For anyone paying attention, the beginning of the end for Yahoo! began with decisions made by the first team of executives while the company was on its way up, which set the stage for horrific decisions made by subsequent generations of Yahoo! leadership. Most decisions were either pure incompetence or just lack of vision by CEOs from 2001 to the present.
Twenty-one years after its incorporation and sixteen years after its stock peak, Yahoo sold for 96% less than its value on January 3, 2000, when it had closed at an all-time high of $118.75 per share, resulting in a market capitalization of $120 billion. Wall Street valued Yahoo!, at that time in business less than six years, higher than it did Disney, News Corporation, and Comcast combined. Also on that day, the iPhone was more than seven years away from launch, Google was four years from its IPO, Amazon was hemorrhaging money, and Mark Zuckerberg was still in high school!

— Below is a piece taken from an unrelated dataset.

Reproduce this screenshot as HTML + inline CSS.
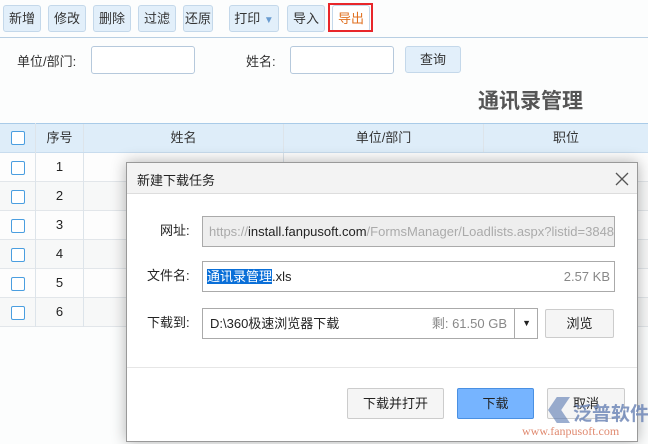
<!DOCTYPE html>
<html><head><meta charset="utf-8"><style>
*{box-sizing:border-box;margin:0;padding:0}
body{width:648px;height:444px;overflow:hidden;background:#fcfdfd;font-family:"Liberation Sans","Noto Sans CJK SC",sans-serif;font-size:13px;color:#333;position:relative}
.a{position:absolute}
.tb{position:absolute;top:5px;height:27px;background:#e2effa;border:1px solid #c4d8ea;border-radius:3px;text-align:center;line-height:25px;font-size:13px;color:#333}
.inp{position:absolute;background:#fff;border:1px solid #b6c9dc;border-radius:3px}
.cell{position:absolute;border-right:1px solid #dde4ea;text-align:center;line-height:28px}
.cb{position:absolute;left:11px;width:14px;height:14px;border:1.5px solid #4a9ee0;border-radius:2px;background:#fff}
.d{color:#222;height:31px;line-height:29px}
.btn{position:absolute;top:388px;height:31px;border:1px solid #ccc;border-radius:2px;background:#f5f5f5;text-align:center;line-height:29px;font-size:13px;color:#222}
</style></head><body>
<div class="tb" style="left:3px;width:38px">新增</div>
<div class="tb" style="left:48px;width:38px">修改</div>
<div class="tb" style="left:93px;width:38px">删除</div>
<div class="tb" style="left:138px;width:38px">过滤</div>
<div class="tb" style="left:183px;width:30px">还原</div>
<div class="tb" style="left:229px;width:50px">打印 <span style="color:#6a9cd0;font-size:10px">▼</span></div>
<div class="tb" style="left:287px;width:38px">导入</div>
<div class="tb" style="left:332px;width:38px;background:#fff;color:#e07020">导出</div>
<div class="a" style="left:328px;top:3px;width:45px;height:29px;border:2px solid #e8262a"></div>
<div class="a" style="left:0;top:37px;width:648px;height:1px;background:#b8cfe3"></div>
<div class="a" style="left:17px;top:51px">单位/部门:</div>
<div class="inp" style="left:91px;top:46px;width:104px;height:28px"></div>
<div class="a" style="left:246px;top:51px">姓名:</div>
<div class="inp" style="left:290px;top:46px;width:104px;height:28px"></div>
<div class="tb" style="left:405px;top:46px;width:56px;height:27px">查询</div>
<div class="a" style="left:478px;top:85px;font-size:21px;font-weight:bold;color:#555">通讯录管理</div>
<div class="a" style="left:0;top:123px;width:648px;height:30px;background:#deedf9;border-top:1px solid #a9cbe8;border-bottom:1px solid #c8dcee"></div>
<div class="cb" style="top:131px"></div>
<div class="cell" style="left:0;top:123px;width:36px;height:30px"></div>
<div class="cell" style="left:36px;top:124px;width:48px">序号</div>
<div class="cell" style="left:84px;top:124px;width:200px">姓名</div>
<div class="cell" style="left:284px;top:124px;width:200px">单位/部门</div>
<div class="cell" style="left:484px;top:124px;width:164px;border:0">职位</div>
<div id="rows"></div>
<script>
var h='';for(var i=0;i<6;i++){var t=153+i*29;h+='<div class="a" style="left:0;top:'+t+'px;width:648px;height:29px;border-bottom:1px solid #e2e6ea;background:'+(i%2?'#f7f8f8':'#fdfdfd')+'"></div><div class="cb" style="top:'+(t+8)+'px"></div><div class="cell" style="left:0;top:'+t+'px;width:36px;height:29px"></div><div class="cell" style="left:36px;top:'+t+'px;width:48px;height:29px;color:#222">'+(i+1)+'</div><div class="cell" style="left:84px;top:'+t+'px;width:200px;height:29px"></div>';}document.getElementById('rows').innerHTML=h;
</script>
<div class="a" style="left:126px;top:162px;width:512px;height:280px;background:#fff;border:1px solid #999;box-shadow:0 0 14px rgba(0,0,0,.3)">
 <div class="a" style="left:0;top:0;width:510px;height:31px;background:#f3f3f3;border-bottom:1px solid #ddd"></div>
 <div class="a" style="left:10px;top:7px;font-size:13px;color:#222">新建下载任务</div>
 <svg class="a" style="left:488px;top:9px" width="14" height="14"><path d="M1 1L13 13M13 1L1 13" stroke="#555" stroke-width="1.3"/></svg>
 <div class="a d" style="left:33px;top:53px">网址:</div>
 <div class="a" style="left:75px;top:53px;width:413px;height:31px;background:#eee;border:1px solid #aaa;padding-left:6px;line-height:29px;color:#aaa;overflow:hidden;white-space:nowrap">https://<span style="color:#222">install.fanpusoft.com</span>/FormsManager/Loadlists.aspx?listid=3848</div>
 <div class="a d" style="left:20px;top:98px">文件名:</div>
 <div class="a" style="left:75px;top:98px;width:413px;height:31px;border:1px solid #aaa;padding-left:4px;line-height:29px;color:#222"><span style="background:#0a6fd8;color:#fff">通讯录管理</span>.xls<span style="position:absolute;right:4px;color:#888">2.57 KB</span></div>
 <div class="a d" style="left:20px;top:145px">下载到:</div>
 <div class="a" style="left:75px;top:145px;width:336px;height:31px;border:1px solid #aaa;padding-left:7px;line-height:29px;color:#222">D:\360极速浏览器下载<span style="position:absolute;right:30px;color:#888">剩: 61.50 GB</span><span style="position:absolute;left:311px;top:0;width:1px;height:29px;background:#aaa"></span><span style="position:absolute;right:6px;font-size:9px;color:#222">▼</span></div>
 <div class="a" style="left:418px;top:146px;width:69px;height:29px;border:1px solid #ccc;border-radius:2px;background:#f5f5f5;text-align:center;line-height:27px;color:#222">浏览</div>
 <div class="a" style="left:0;top:204px;width:510px;height:1px;background:#e6e6e6"></div>
</div>
<div class="btn" style="left:347px;width:97px">下载并打开</div>
<div class="btn" style="left:457px;width:77px;background:#76b4ff;border-color:#4a90e2">下载</div>
<div class="btn" style="left:547px;width:78px">取消</div>
<div class="a" style="left:548px;top:397px;width:22px;height:26px;background:#5878b0;opacity:.6;clip-path:polygon(40% 0,100% 0,60% 50%,100% 100%,40% 100%,0 50%)"></div>
<div class="a" style="left:573px;top:399px;font-size:19px;font-weight:bold;color:#7088b8;opacity:.85;white-space:nowrap">泛普软件</div>
<div class="a" style="left:522px;top:424px;font-size:12px;color:#e08a70;font-family:'Liberation Serif',serif;white-space:nowrap">www.fanpusoft.com</div>
</body></html>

At the end of 2016, the top seven businesses on the list of the highest-valued companies in the world by market capitalization include Apple at #1, Alphabet (Google’s Parent Company) at #2, Amazon.com at #5, and Facebook at #7. Those companies combined are valued in excess of $2 trillion more than the price Verizon paid to acquire Yahoo!
Yahoo!’s story is one of missed strategies, failed opportunities, and poor execution. Early decisions to de-emphasize search features, undervalue Google, and overplay Yahoo’s hand in the Facebook negotiations haunted the rest of the company’s existence. In addition, factors outside of Yahoo’s control—most notably how irrational expectations of Wall Street created an environment where short-term decisions were made at the expense of the long-term good.
The story of Yahoo! is a cautionary tale not intended for the faint of heart.